Former Homeland Security Secretary Jeh Johnson on Tuesday dismissed Republicans' characterizations of Vice President Harris as the U.S. "border czar," saying they're the only ones who call her that.
Speaking to Steve Doocy on Fox News Channel’s “Fox & Friends,” Johnson noted Harris was tapped by President Biden to focus on the root causes of emigration from Central America, not to oversee border operations.
“She assumed the role that Vice President Biden had during the Obama administration, which is diplomacy with Central America. That is a role he had. He gave it to her. She is not the border czar. To the extent there is anybody who is a border czar, it's the secretary of Homeland Security,” said Johnson, who ran the Department of Homeland Security (DHS) from 2013 to 2017.
Early in the Biden administration, that assignment proved a fraught one for Harris, who struggled to shake the GOP’s border czar monicker.
She also angered some in the left with her first overseas trip as vice president, taking a simple message to would-be migrants in Mexico and Guatemala: “Do not come.”
In the following three years, Harris maintained the root causes portfolio, but publicly emphasized her role in other policy areas, such as reproductive rights.
As the administration’s point person to address root causes of emigration from Central America, Harris focused on long-term investments to prop up the region’s economy.
Republicans are ramping up their "border czar" attacks on Harris now that she is the presumptive Democratic presidential nominee after Biden dropped out of the race on Sunday.
In March, the administration announced $1 billion in private sector commitments to invest in the region: Since 2021, more than $5 billion has been pledged by public and private entities to promote economic growth in Guatemala, El Salvador and Honduras.

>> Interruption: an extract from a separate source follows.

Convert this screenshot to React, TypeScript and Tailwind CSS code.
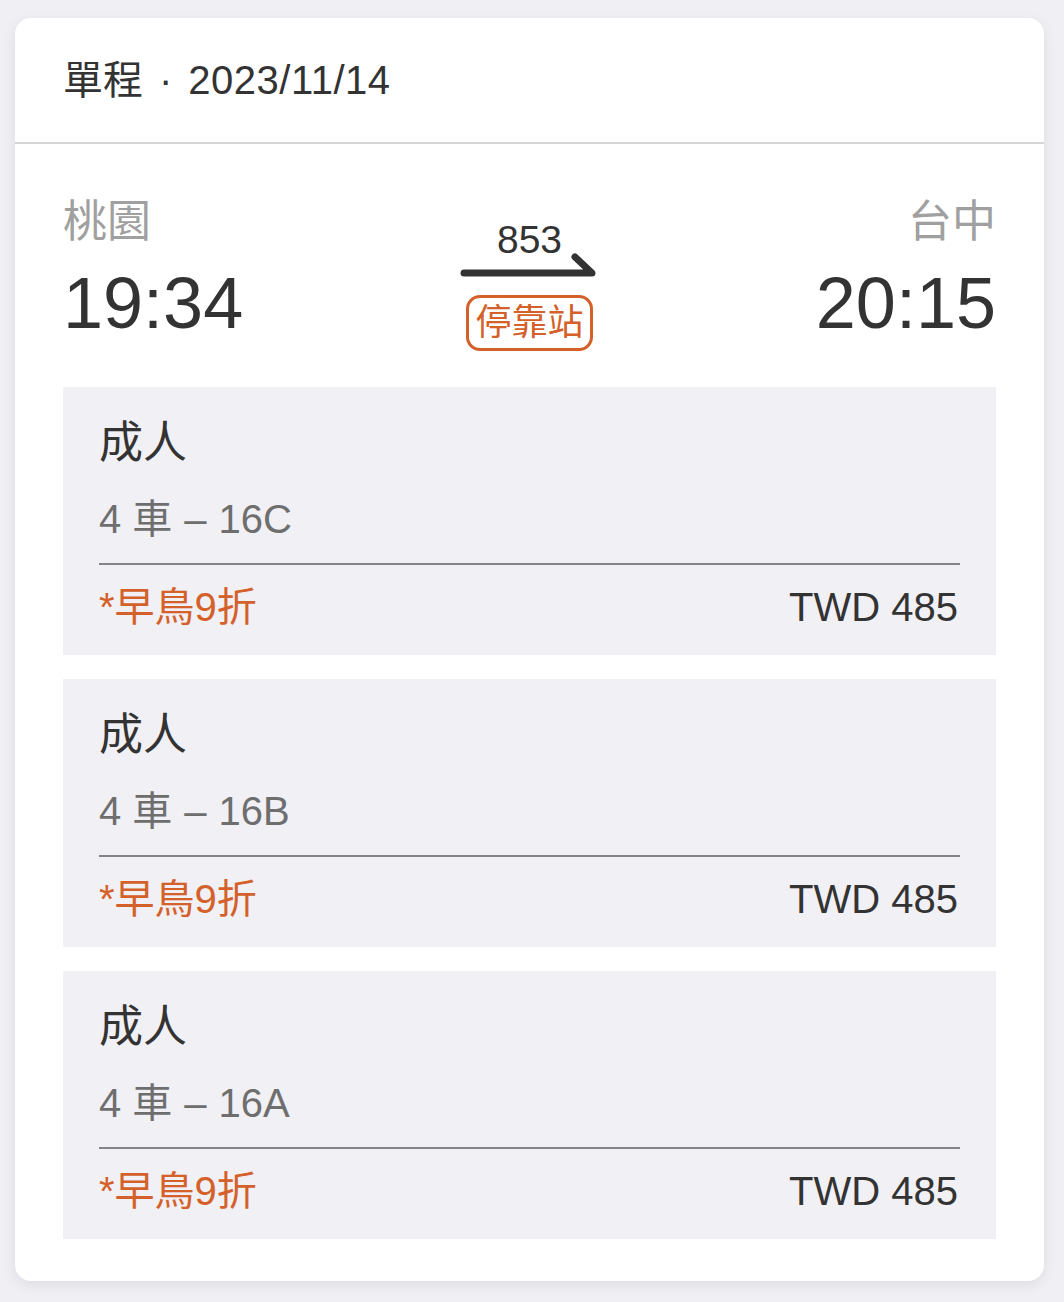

Yet the immigration debate in the United States has focused on deterrence through border policies, an approach Johnson said is insufficient.
“The hard lesson I learned, Steve, from managing this problem is the push factors always overwhelm whatever defense you can put on the southern border. There are things we can do to enhance enforcement, to be lax on enforcement, that have an immediate short-term impact one way or the other,” said Johnson.
“But so long as those overwhelming push factors exist, they are going to keep coming and so you do — people don't like to hear this, but you do have to address the problem at the source and fix our immigration system here, which is broken.”